▶ Given problem: Your task is to repeat all of the data exactly while excluding the pictures.

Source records
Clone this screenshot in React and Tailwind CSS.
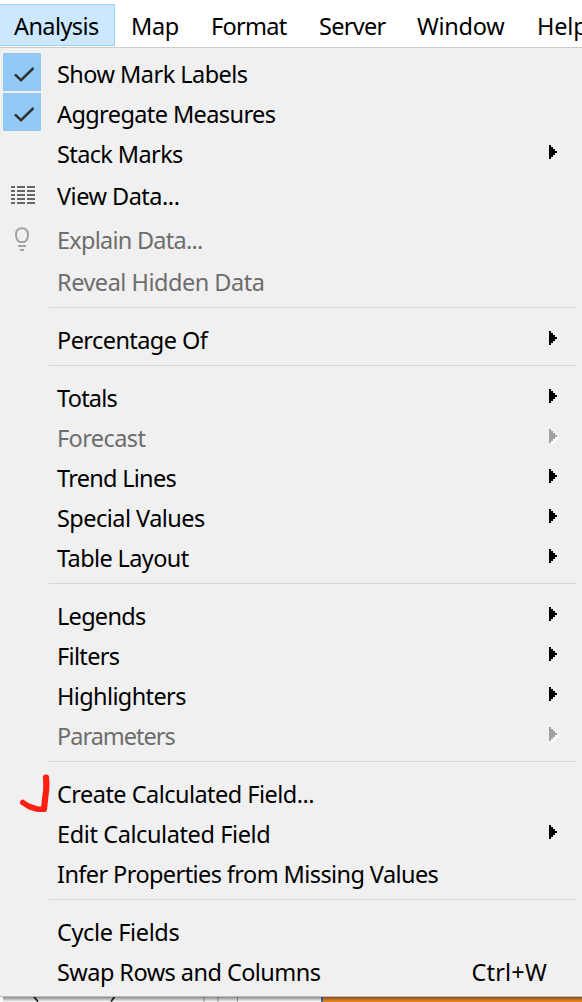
const bar = [
  { label: 'Analysis', cls: 'w-[115px] pl-[14px] tracking-[-0.6px] bg-[#cce8ff] border border-l-0 border-[#99d1ff]' },
  { label: 'Map', cls: 'w-[80px] pl-[15px] tracking-[-0.4px] border border-transparent' },
  { label: 'Format', cls: 'w-[108px] pl-[15px] tracking-[-0.7px] border border-transparent' },
  { label: 'Server', cls: 'w-[98px] pl-[15px] tracking-[-0.7px] border border-transparent' },
  { label: 'Window', cls: 'w-[119px] pl-[15px] tracking-[-0.3px] border border-transparent' },
  { label: 'Help', cls: 'w-[80px] pl-[16px] tracking-[-0.2px] border border-transparent' },
];

const groups = [
  [
    { label: 'Show Mark Labels', cls: 'tracking-[-0.54px]', icon: 'check' },
    { label: 'Aggregate Measures', cls: 'tracking-[-0.6px]', icon: 'check' },
    { label: 'Stack Marks', cls: 'tracking-[-0.62px]', sub: true },
    { label: 'View Data...', cls: 'tracking-[-0.5px]', icon: 'table', tall: true },
    { label: 'Explain Data...', cls: 'tracking-[-0.75px]', icon: 'bulb', tall: true, disabled: true },
    { label: 'Reveal Hidden Data', cls: 'tracking-[-0.49px]', disabled: true },
  ],
  [{ label: 'Percentage Of', cls: 'tracking-[-0.57px]', sub: true }],
  [
    { label: 'Totals', cls: 'tracking-[-0.75px]', sub: true },
    { label: 'Forecast', cls: 'tracking-[-0.6px]', sub: true, disabled: true },
    { label: 'Trend Lines', cls: 'tracking-[-0.72px]', sub: true },
    { label: 'Special Values', cls: 'tracking-[-0.53px]', sub: true },
    { label: 'Table Layout', cls: 'tracking-[-0.62px]', sub: true },
  ],
  [
    { label: 'Legends', cls: 'tracking-[-0.72px]', sub: true },
    { label: 'Filters', cls: 'tracking-[-0.65px]', sub: true },
    { label: 'Highlighters', cls: 'tracking-[-0.62px]', sub: true },
    { label: 'Parameters', cls: 'tracking-[-1px]', sub: true, disabled: true },
  ],
  [
    { label: 'Create Calculated Field...', cls: 'tracking-[-0.53px]', icon: 'mark' },
    { label: 'Edit Calculated Field', cls: 'tracking-[-0.4px]', sub: true },
    { label: 'Infer Properties from Missing Values', cls: 'tracking-[-0.59px]' },
  ],
  [
    { label: 'Cycle Fields', cls: 'tracking-[-0.38px]' },
    { label: 'Swap Rows and Columns', cls: 'tracking-[-0.55px]', shortcut: 'Ctrl+W' },
  ],
];

function RowIcon({ name }) {
  if (name === 'check')
    return (
      <svg className="mt-px ml-[3px] h-[38px] w-[38px] bg-[#91c8f6]" viewBox="0 0 38 38" fill="none">
        <path d="M12 21.3 18 27.2 30.5 15" stroke="#333" strokeWidth="2.5" />
      </svg>
    );
  if (name === 'table')
    return (
      <svg className="mt-[14px] ml-[11px] h-[18px] w-[24px]" viewBox="0 0 24 18" fill="#666" shapeRendering="crispEdges">
        {[0, 4, 8, 12, 16].map((y) => (
          <path key={y} d={`M0 ${y}h4v2h-4zM6 ${y}h8v2h-8zM16 ${y}h8v2h-8z`} />
        ))}
      </svg>
    );
  if (name === 'bulb')
    return (
      <svg className="mt-[11px] ml-[14px] h-[24px] w-[16px]" viewBox="0 0 16 24" fill="none" stroke="#a3a3a3" strokeWidth="2">
        <path d="M5.5 15C3.3 13.600 2 11 2 7.8 2 3.700 4.400 1.200 8 1.200S14 3.700 14 7.800C14 11 12.700 13.600 10.500 15Z" strokeLinejoin="round" />
        <path d="M4 19H12M6 23H10" />
      </svg>
    );
  if (name === 'mark')
    return (
      <svg className="ml-[18px] h-[40px] w-[34px]" viewBox="0 0 34 40" fill="none" stroke="#ff1e12" strokeLinecap="round" strokeLinejoin="round">
        <path d="M28 5.500C28.500 12 28.500 19 27.500 23L26 37" strokeWidth="6.200" />
        <path d="M4.800 30.500 11 34.500 19 37 25 37.300" strokeWidth="5.600" />
      </svg>
    );
  return null;
}

const arrow = 'M0 0h2v2h2v2h2v2h2v2h-2v2h-2v2h-2v2h-2z';

function Arrow({ disabled }) {
  return (
    <svg className="mt-[13px] mr-[23px] h-[16px] w-[10px] shrink-0" viewBox="0 0 10 16" shapeRendering="crispEdges">
      {disabled && <path d={arrow} fill="#fff" transform="translate(2 2)" />}
      <path d={arrow} fill={disabled ? '#a0a0a0' : '#000'} />
    </svg>
  );
}

function Row({ item }) {
  return (
    <li className={`flex items-start ${item.tall ? 'h-[44px]' : 'h-[40px]'} ${item.disabled ? 'text-[#6d6d6d]' : 'text-black'}`}>
      <span className="w-[57px] shrink-0"><RowIcon name={item.icon} /></span>
      <span className={`grow leading-[32px] ${item.tall ? 'mt-[8px]' : 'mt-[6px]'} ${item.cls}`}>{item.label}</span>
      {item.shortcut && <span className="mt-[6px] mr-[35px] leading-[32px] tracking-[0.2px]">{item.shortcut}</span>}
      {item.sub && <Arrow disabled={item.disabled} />}
    </li>
  );
}

export default function App() {
  return (
    <div className="flex h-[1002px] w-[582px] flex-col overflow-hidden bg-white font-['Noto_Sans','Open_Sans',sans-serif] text-[23.5px] whitespace-nowrap text-black">
      <nav className="flex h-[47px] w-[600px] shrink-0 pt-[4px]">
        {bar.map((b) => (
          <span key={b.label} className={`h-[42px] shrink-0 pt-[5px] leading-[32px] ${b.cls}`}>{b.label}</span>
        ))}
      </nav>
      <div className="flex h-[950px] shrink-0 flex-col border-t border-b border-t-[#ccc] border-b-[#bbb] bg-[#f0f0f0] pt-[4px]">
        {groups.map((g, i) => (
          <ul key={i}>
            {i > 0 && <li className="mr-[5px] ml-[49px] h-[18px] pt-[7px]"><div className="h-px bg-[#d7d7d7]" /></li>}
            {g.map((item) => <Row key={item.label} item={item} />)}
          </ul>
        ))}
      </div>
      <div className="relative flex h-[5px] overflow-hidden bg-[#fafafa]">
        <svg className="h-[5px] w-[203px] shrink-0" viewBox="0 0 203 5" stroke="#222" strokeWidth="1.800">
          <path d="M34 0 38 4.500M114.500 0 111 4.500" />
        </svg>
        <div className="w-[2px] bg-[#ccc]" />
        <div className="w-[12px]" />
        <div className="w-[2px] bg-[#ccc]" />
        <div className="w-[18px]" />
        <div className="w-px bg-[#aaa]" />
        <div className="w-[83px] bg-white" />
        <div className="w-[2px] bg-[#4e79a7]" />
        <div className="grow bg-[#f28e2b]" />
        <div className="absolute inset-0 left-[3px] bg-linear-to-b from-black/45 to-transparent" />
      </div>
    </div>
  );
}
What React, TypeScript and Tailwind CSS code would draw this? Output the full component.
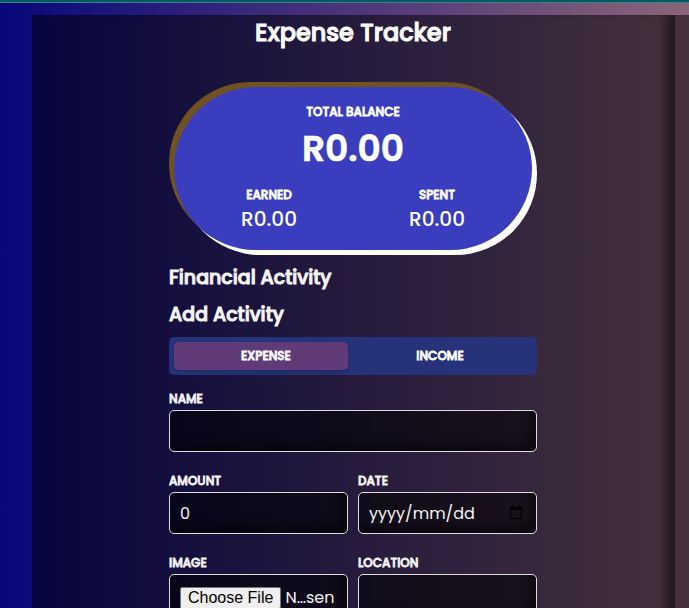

▶ Correct response:
Clone this screenshot in React and Tailwind CSS.
const bar = [
  { label: 'Analysis', cls: 'w-[115px] pl-[14px] tracking-[-0.6px] bg-[#cce8ff] border border-l-0 border-[#99d1ff]' },
  { label: 'Map', cls: 'w-[80px] pl-[15px] tracking-[-0.4px] border border-transparent' },
  { label: 'Format', cls: 'w-[108px] pl-[15px] tracking-[-0.7px] border border-transparent' },
  { label: 'Server', cls: 'w-[98px] pl-[15px] tracking-[-0.7px] border border-transparent' },
  { label: 'Window', cls: 'w-[119px] pl-[15px] tracking-[-0.3px] border border-transparent' },
  { label: 'Help', cls: 'w-[80px] pl-[16px] tracking-[-0.2px] border border-transparent' },
];

const groups = [
  [
    { label: 'Show Mark Labels', cls: 'tracking-[-0.54px]', icon: 'check' },
    { label: 'Aggregate Measures', cls: 'tracking-[-0.6px]', icon: 'check' },
    { label: 'Stack Marks', cls: 'tracking-[-0.62px]', sub: true },
    { label: 'View Data...', cls: 'tracking-[-0.5px]', icon: 'table', tall: true },
    { label: 'Explain Data...', cls: 'tracking-[-0.75px]', icon: 'bulb', tall: true, disabled: true },
    { label: 'Reveal Hidden Data', cls: 'tracking-[-0.49px]', disabled: true },
  ],
  [{ label: 'Percentage Of', cls: 'tracking-[-0.57px]', sub: true }],
  [
    { label: 'Totals', cls: 'tracking-[-0.75px]', sub: true },
    { label: 'Forecast', cls: 'tracking-[-0.6px]', sub: true, disabled: true },
    { label: 'Trend Lines', cls: 'tracking-[-0.72px]', sub: true },
    { label: 'Special Values', cls: 'tracking-[-0.53px]', sub: true },
    { label: 'Table Layout', cls: 'tracking-[-0.62px]', sub: true },
  ],
  [
    { label: 'Legends', cls: 'tracking-[-0.72px]', sub: true },
    { label: 'Filters', cls: 'tracking-[-0.65px]', sub: true },
    { label: 'Highlighters', cls: 'tracking-[-0.62px]', sub: true },
    { label: 'Parameters', cls: 'tracking-[-1px]', sub: true, disabled: true },
  ],
  [
    { label: 'Create Calculated Field...', cls: 'tracking-[-0.53px]', icon: 'mark' },
    { label: 'Edit Calculated Field', cls: 'tracking-[-0.4px]', sub: true },
    { label: 'Infer Properties from Missing Values', cls: 'tracking-[-0.59px]' },
  ],
  [
    { label: 'Cycle Fields', cls: 'tracking-[-0.38px]' },
    { label: 'Swap Rows and Columns', cls: 'tracking-[-0.55px]', shortcut: 'Ctrl+W' },
  ],
];

function RowIcon({ name }) {
  if (name === 'check')
    return (
      <svg className="mt-px ml-[3px] h-[38px] w-[38px] bg-[#91c8f6]" viewBox="0 0 38 38" fill="none">
        <path d="M12 21.3 18 27.2 30.5 15" stroke="#333" strokeWidth="2.5" />
      </svg>
    );
  if (name === 'table')
    return (
      <svg className="mt-[14px] ml-[11px] h-[18px] w-[24px]" viewBox="0 0 24 18" fill="#666" shapeRendering="crispEdges">
        {[0, 4, 8, 12, 16].map((y) => (
          <path key={y} d={`M0 ${y}h4v2h-4zM6 ${y}h8v2h-8zM16 ${y}h8v2h-8z`} />
        ))}
      </svg>
    );
  if (name === 'bulb')
    return (
      <svg className="mt-[11px] ml-[14px] h-[24px] w-[16px]" viewBox="0 0 16 24" fill="none" stroke="#a3a3a3" strokeWidth="2">
        <path d="M5.5 15C3.3 13.600 2 11 2 7.8 2 3.700 4.400 1.200 8 1.200S14 3.700 14 7.800C14 11 12.700 13.600 10.500 15Z" strokeLinejoin="round" />
        <path d="M4 19H12M6 23H10" />
      </svg>
    );
  if (name === 'mark')
    return (
      <svg className="ml-[18px] h-[40px] w-[34px]" viewBox="0 0 34 40" fill="none" stroke="#ff1e12" strokeLinecap="round" strokeLinejoin="round">
        <path d="M28 5.500C28.500 12 28.500 19 27.500 23L26 37" strokeWidth="6.200" />
        <path d="M4.800 30.500 11 34.500 19 37 25 37.300" strokeWidth="5.600" />
      </svg>
    );
  return null;
}

const arrow = 'M0 0h2v2h2v2h2v2h2v2h-2v2h-2v2h-2v2h-2z';

function Arrow({ disabled }) {
  return (
    <svg className="mt-[13px] mr-[23px] h-[16px] w-[10px] shrink-0" viewBox="0 0 10 16" shapeRendering="crispEdges">
      {disabled && <path d={arrow} fill="#fff" transform="translate(2 2)" />}
      <path d={arrow} fill={disabled ? '#a0a0a0' : '#000'} />
    </svg>
  );
}

function Row({ item }) {
  return (
    <li className={`flex items-start ${item.tall ? 'h-[44px]' : 'h-[40px]'} ${item.disabled ? 'text-[#6d6d6d]' : 'text-black'}`}>
      <span className="w-[57px] shrink-0"><RowIcon name={item.icon} /></span>
      <span className={`grow leading-[32px] ${item.tall ? 'mt-[8px]' : 'mt-[6px]'} ${item.cls}`}>{item.label}</span>
      {item.shortcut && <span className="mt-[6px] mr-[35px] leading-[32px] tracking-[0.2px]">{item.shortcut}</span>}
      {item.sub && <Arrow disabled={item.disabled} />}
    </li>
  );
}

export default function App() {
  return (
    <div className="flex h-[1002px] w-[582px] flex-col overflow-hidden bg-white font-['Noto_Sans','Open_Sans',sans-serif] text-[23.5px] whitespace-nowrap text-black">
      <nav className="flex h-[47px] w-[600px] shrink-0 pt-[4px]">
        {bar.map((b) => (
          <span key={b.label} className={`h-[42px] shrink-0 pt-[5px] leading-[32px] ${b.cls}`}>{b.label}</span>
        ))}
      </nav>
      <div className="flex h-[950px] shrink-0 flex-col border-t border-b border-t-[#ccc] border-b-[#bbb] bg-[#f0f0f0] pt-[4px]">
        {groups.map((g, i) => (
          <ul key={i}>
            {i > 0 && <li className="mr-[5px] ml-[49px] h-[18px] pt-[7px]"><div className="h-px bg-[#d7d7d7]" /></li>}
            {g.map((item) => <Row key={item.label} item={item} />)}
          </ul>
        ))}
      </div>
      <div className="relative flex h-[5px] overflow-hidden bg-[#fafafa]">
        <svg className="h-[5px] w-[203px] shrink-0" viewBox="0 0 203 5" stroke="#222" strokeWidth="1.800">
          <path d="M34 0 38 4.500M114.500 0 111 4.500" />
        </svg>
        <div className="w-[2px] bg-[#ccc]" />
        <div className="w-[12px]" />
        <div className="w-[2px] bg-[#ccc]" />
        <div className="w-[18px]" />
        <div className="w-px bg-[#aaa]" />
        <div className="w-[83px] bg-white" />
        <div className="w-[2px] bg-[#4e79a7]" />
        <div className="grow bg-[#f28e2b]" />
        <div className="absolute inset-0 left-[3px] bg-linear-to-b from-black/45 to-transparent" />
      </div>
    </div>
  );
}
What React, TypeScript and Tailwind CSS code would draw this? Output the full component.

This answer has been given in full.